Copy each line exactly. Drop every picture.

*Recorded data:*
◆ ◆ ◆ ◆ ◆ ◆ ◆

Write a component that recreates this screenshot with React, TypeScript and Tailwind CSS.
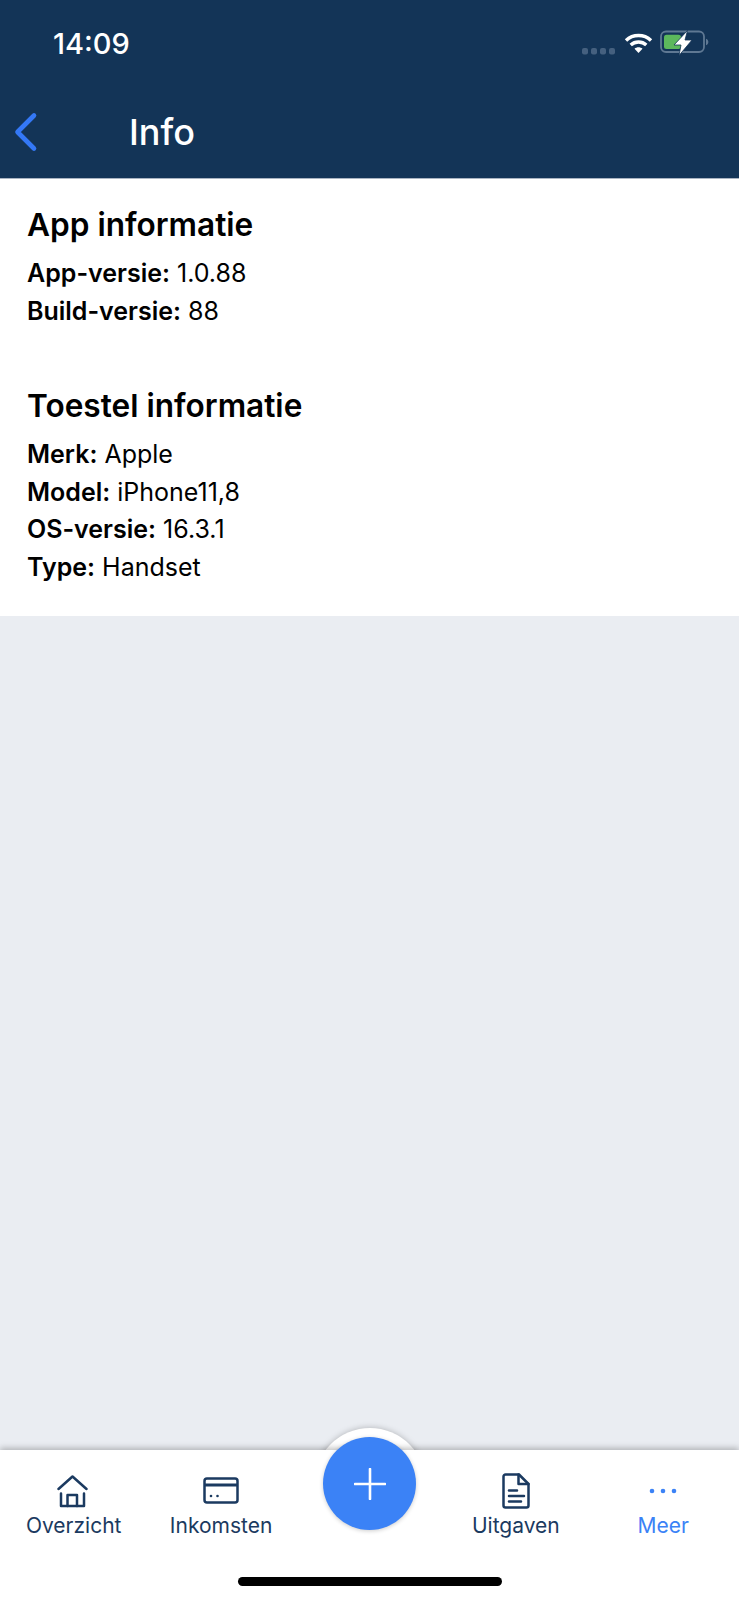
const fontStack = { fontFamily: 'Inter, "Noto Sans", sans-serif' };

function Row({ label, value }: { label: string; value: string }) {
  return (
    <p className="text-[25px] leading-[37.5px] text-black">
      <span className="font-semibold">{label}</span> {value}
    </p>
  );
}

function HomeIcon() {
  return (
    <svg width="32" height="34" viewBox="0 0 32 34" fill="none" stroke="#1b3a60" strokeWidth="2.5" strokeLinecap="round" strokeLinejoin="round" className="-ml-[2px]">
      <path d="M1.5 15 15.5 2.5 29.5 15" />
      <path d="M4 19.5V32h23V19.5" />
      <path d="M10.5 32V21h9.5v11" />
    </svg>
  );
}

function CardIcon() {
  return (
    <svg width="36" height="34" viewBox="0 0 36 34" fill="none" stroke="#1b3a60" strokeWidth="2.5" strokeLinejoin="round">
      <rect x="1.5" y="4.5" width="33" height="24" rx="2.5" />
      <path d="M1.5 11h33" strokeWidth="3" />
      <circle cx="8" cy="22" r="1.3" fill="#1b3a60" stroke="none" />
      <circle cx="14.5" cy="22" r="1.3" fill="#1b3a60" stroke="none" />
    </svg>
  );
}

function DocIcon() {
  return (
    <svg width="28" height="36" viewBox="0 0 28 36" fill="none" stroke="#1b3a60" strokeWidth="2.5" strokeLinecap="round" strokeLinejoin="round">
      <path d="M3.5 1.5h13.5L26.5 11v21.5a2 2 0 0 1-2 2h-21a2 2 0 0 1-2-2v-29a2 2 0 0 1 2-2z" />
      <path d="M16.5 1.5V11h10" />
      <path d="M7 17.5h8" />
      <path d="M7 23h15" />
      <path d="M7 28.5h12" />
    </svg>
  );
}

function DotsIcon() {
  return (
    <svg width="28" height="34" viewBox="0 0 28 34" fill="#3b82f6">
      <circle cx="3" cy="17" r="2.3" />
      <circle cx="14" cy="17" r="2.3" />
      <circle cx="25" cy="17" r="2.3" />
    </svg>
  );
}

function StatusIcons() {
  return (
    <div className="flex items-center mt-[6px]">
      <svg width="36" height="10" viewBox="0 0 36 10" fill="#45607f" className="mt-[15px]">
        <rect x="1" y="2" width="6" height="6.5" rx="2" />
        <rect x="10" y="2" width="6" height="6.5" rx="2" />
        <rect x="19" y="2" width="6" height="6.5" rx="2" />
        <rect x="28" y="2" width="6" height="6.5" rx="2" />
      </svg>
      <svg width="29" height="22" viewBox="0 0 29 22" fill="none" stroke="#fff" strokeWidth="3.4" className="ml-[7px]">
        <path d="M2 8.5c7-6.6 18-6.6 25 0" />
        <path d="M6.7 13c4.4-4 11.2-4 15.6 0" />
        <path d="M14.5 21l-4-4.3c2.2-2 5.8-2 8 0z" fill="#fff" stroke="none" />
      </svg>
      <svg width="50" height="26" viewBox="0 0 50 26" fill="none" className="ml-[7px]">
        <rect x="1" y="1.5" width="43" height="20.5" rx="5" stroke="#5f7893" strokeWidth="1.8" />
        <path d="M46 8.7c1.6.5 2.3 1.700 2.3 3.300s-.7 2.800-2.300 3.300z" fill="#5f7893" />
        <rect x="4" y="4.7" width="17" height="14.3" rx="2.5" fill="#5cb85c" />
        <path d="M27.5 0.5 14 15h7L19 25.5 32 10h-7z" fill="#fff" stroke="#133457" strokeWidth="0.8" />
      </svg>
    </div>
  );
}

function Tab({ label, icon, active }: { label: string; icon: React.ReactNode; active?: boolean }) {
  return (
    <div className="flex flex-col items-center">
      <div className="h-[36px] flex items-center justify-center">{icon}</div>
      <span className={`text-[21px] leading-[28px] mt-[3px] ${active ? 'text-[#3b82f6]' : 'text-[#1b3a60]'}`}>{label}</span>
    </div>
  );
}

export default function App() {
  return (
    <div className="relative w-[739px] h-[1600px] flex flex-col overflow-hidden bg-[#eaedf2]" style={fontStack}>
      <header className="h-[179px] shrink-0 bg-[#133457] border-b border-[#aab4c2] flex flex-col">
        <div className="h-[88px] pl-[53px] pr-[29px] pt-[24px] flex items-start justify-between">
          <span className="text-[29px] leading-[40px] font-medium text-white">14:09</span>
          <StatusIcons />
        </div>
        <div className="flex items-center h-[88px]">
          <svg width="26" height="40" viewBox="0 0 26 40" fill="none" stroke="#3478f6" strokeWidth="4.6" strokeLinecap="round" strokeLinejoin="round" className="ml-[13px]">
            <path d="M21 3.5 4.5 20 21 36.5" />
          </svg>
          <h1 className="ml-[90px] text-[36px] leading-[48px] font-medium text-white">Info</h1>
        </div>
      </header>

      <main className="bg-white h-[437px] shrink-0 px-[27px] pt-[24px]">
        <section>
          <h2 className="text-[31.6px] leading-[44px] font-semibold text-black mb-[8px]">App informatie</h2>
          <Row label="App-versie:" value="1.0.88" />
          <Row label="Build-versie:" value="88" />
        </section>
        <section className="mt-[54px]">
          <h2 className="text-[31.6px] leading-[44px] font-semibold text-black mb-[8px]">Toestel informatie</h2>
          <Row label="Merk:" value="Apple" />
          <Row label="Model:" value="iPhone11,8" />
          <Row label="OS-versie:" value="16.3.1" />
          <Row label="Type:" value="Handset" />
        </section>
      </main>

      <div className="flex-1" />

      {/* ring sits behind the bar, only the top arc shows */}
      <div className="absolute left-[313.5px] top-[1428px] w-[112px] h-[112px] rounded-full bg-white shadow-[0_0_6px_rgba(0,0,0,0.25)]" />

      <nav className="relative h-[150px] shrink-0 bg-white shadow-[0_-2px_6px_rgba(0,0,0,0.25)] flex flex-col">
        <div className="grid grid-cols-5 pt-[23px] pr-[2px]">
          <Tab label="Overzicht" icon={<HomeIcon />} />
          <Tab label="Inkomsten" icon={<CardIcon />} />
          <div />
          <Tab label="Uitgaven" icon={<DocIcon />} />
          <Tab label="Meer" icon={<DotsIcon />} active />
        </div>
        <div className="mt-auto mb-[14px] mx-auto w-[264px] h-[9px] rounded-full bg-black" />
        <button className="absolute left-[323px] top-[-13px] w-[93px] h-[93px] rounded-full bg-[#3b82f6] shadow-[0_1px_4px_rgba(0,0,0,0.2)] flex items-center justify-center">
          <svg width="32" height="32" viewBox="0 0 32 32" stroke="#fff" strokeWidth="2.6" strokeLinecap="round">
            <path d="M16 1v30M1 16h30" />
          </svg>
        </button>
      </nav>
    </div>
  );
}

◆ ◆ ◆ ◆ ◆ ◆ ◆

*Task result:*
Write a component that recreates this screenshot with React, TypeScript and Tailwind CSS.
const fontStack = { fontFamily: 'Inter, "Noto Sans", sans-serif' };

function Row({ label, value }: { label: string; value: string }) {
  return (
    <p className="text-[25px] leading-[37.5px] text-black">
      <span className="font-semibold">{label}</span> {value}
    </p>
  );
}

function HomeIcon() {
  return (
    <svg width="32" height="34" viewBox="0 0 32 34" fill="none" stroke="#1b3a60" strokeWidth="2.5" strokeLinecap="round" strokeLinejoin="round" className="-ml-[2px]">
      <path d="M1.5 15 15.5 2.5 29.5 15" />
      <path d="M4 19.5V32h23V19.5" />
      <path d="M10.5 32V21h9.5v11" />
    </svg>
  );
}

function CardIcon() {
  return (
    <svg width="36" height="34" viewBox="0 0 36 34" fill="none" stroke="#1b3a60" strokeWidth="2.5" strokeLinejoin="round">
      <rect x="1.5" y="4.5" width="33" height="24" rx="2.5" />
      <path d="M1.5 11h33" strokeWidth="3" />
      <circle cx="8" cy="22" r="1.3" fill="#1b3a60" stroke="none" />
      <circle cx="14.5" cy="22" r="1.3" fill="#1b3a60" stroke="none" />
    </svg>
  );
}

function DocIcon() {
  return (
    <svg width="28" height="36" viewBox="0 0 28 36" fill="none" stroke="#1b3a60" strokeWidth="2.5" strokeLinecap="round" strokeLinejoin="round">
      <path d="M3.5 1.5h13.5L26.5 11v21.5a2 2 0 0 1-2 2h-21a2 2 0 0 1-2-2v-29a2 2 0 0 1 2-2z" />
      <path d="M16.5 1.5V11h10" />
      <path d="M7 17.5h8" />
      <path d="M7 23h15" />
      <path d="M7 28.5h12" />
    </svg>
  );
}

function DotsIcon() {
  return (
    <svg width="28" height="34" viewBox="0 0 28 34" fill="#3b82f6">
      <circle cx="3" cy="17" r="2.3" />
      <circle cx="14" cy="17" r="2.3" />
      <circle cx="25" cy="17" r="2.3" />
    </svg>
  );
}

function StatusIcons() {
  return (
    <div className="flex items-center mt-[6px]">
      <svg width="36" height="10" viewBox="0 0 36 10" fill="#45607f" className="mt-[15px]">
        <rect x="1" y="2" width="6" height="6.5" rx="2" />
        <rect x="10" y="2" width="6" height="6.5" rx="2" />
        <rect x="19" y="2" width="6" height="6.5" rx="2" />
        <rect x="28" y="2" width="6" height="6.5" rx="2" />
      </svg>
      <svg width="29" height="22" viewBox="0 0 29 22" fill="none" stroke="#fff" strokeWidth="3.4" className="ml-[7px]">
        <path d="M2 8.5c7-6.6 18-6.6 25 0" />
        <path d="M6.7 13c4.4-4 11.2-4 15.6 0" />
        <path d="M14.5 21l-4-4.3c2.2-2 5.8-2 8 0z" fill="#fff" stroke="none" />
      </svg>
      <svg width="50" height="26" viewBox="0 0 50 26" fill="none" className="ml-[7px]">
        <rect x="1" y="1.5" width="43" height="20.5" rx="5" stroke="#5f7893" strokeWidth="1.8" />
        <path d="M46 8.7c1.6.5 2.3 1.700 2.3 3.300s-.7 2.800-2.300 3.300z" fill="#5f7893" />
        <rect x="4" y="4.7" width="17" height="14.3" rx="2.5" fill="#5cb85c" />
        <path d="M27.5 0.5 14 15h7L19 25.5 32 10h-7z" fill="#fff" stroke="#133457" strokeWidth="0.8" />
      </svg>
    </div>
  );
}

function Tab({ label, icon, active }: { label: string; icon: React.ReactNode; active?: boolean }) {
  return (
    <div className="flex flex-col items-center">
      <div className="h-[36px] flex items-center justify-center">{icon}</div>
      <span className={`text-[21px] leading-[28px] mt-[3px] ${active ? 'text-[#3b82f6]' : 'text-[#1b3a60]'}`}>{label}</span>
    </div>
  );
}

export default function App() {
  return (
    <div className="relative w-[739px] h-[1600px] flex flex-col overflow-hidden bg-[#eaedf2]" style={fontStack}>
      <header className="h-[179px] shrink-0 bg-[#133457] border-b border-[#aab4c2] flex flex-col">
        <div className="h-[88px] pl-[53px] pr-[29px] pt-[24px] flex items-start justify-between">
          <span className="text-[29px] leading-[40px] font-medium text-white">14:09</span>
          <StatusIcons />
        </div>
        <div className="flex items-center h-[88px]">
          <svg width="26" height="40" viewBox="0 0 26 40" fill="none" stroke="#3478f6" strokeWidth="4.6" strokeLinecap="round" strokeLinejoin="round" className="ml-[13px]">
            <path d="M21 3.5 4.5 20 21 36.5" />
          </svg>
          <h1 className="ml-[90px] text-[36px] leading-[48px] font-medium text-white">Info</h1>
        </div>
      </header>

      <main className="bg-white h-[437px] shrink-0 px-[27px] pt-[24px]">
        <section>
          <h2 className="text-[31.6px] leading-[44px] font-semibold text-black mb-[8px]">App informatie</h2>
          <Row label="App-versie:" value="1.0.88" />
          <Row label="Build-versie:" value="88" />
        </section>
        <section className="mt-[54px]">
          <h2 className="text-[31.6px] leading-[44px] font-semibold text-black mb-[8px]">Toestel informatie</h2>
          <Row label="Merk:" value="Apple" />
          <Row label="Model:" value="iPhone11,8" />
          <Row label="OS-versie:" value="16.3.1" />
          <Row label="Type:" value="Handset" />
        </section>
      </main>

      <div className="flex-1" />

      {/* ring sits behind the bar, only the top arc shows */}
      <div className="absolute left-[313.5px] top-[1428px] w-[112px] h-[112px] rounded-full bg-white shadow-[0_0_6px_rgba(0,0,0,0.25)]" />

      <nav className="relative h-[150px] shrink-0 bg-white shadow-[0_-2px_6px_rgba(0,0,0,0.25)] flex flex-col">
        <div className="grid grid-cols-5 pt-[23px] pr-[2px]">
          <Tab label="Overzicht" icon={<HomeIcon />} />
          <Tab label="Inkomsten" icon={<CardIcon />} />
          <div />
          <Tab label="Uitgaven" icon={<DocIcon />} />
          <Tab label="Meer" icon={<DotsIcon />} active />
        </div>
        <div className="mt-auto mb-[14px] mx-auto w-[264px] h-[9px] rounded-full bg-black" />
        <button className="absolute left-[323px] top-[-13px] w-[93px] h-[93px] rounded-full bg-[#3b82f6] shadow-[0_1px_4px_rgba(0,0,0,0.2)] flex items-center justify-center">
          <svg width="32" height="32" viewBox="0 0 32 32" stroke="#fff" strokeWidth="2.6" strokeLinecap="round">
            <path d="M16 1v30M1 16h30" />
          </svg>
        </button>
      </nav>
    </div>
  );
}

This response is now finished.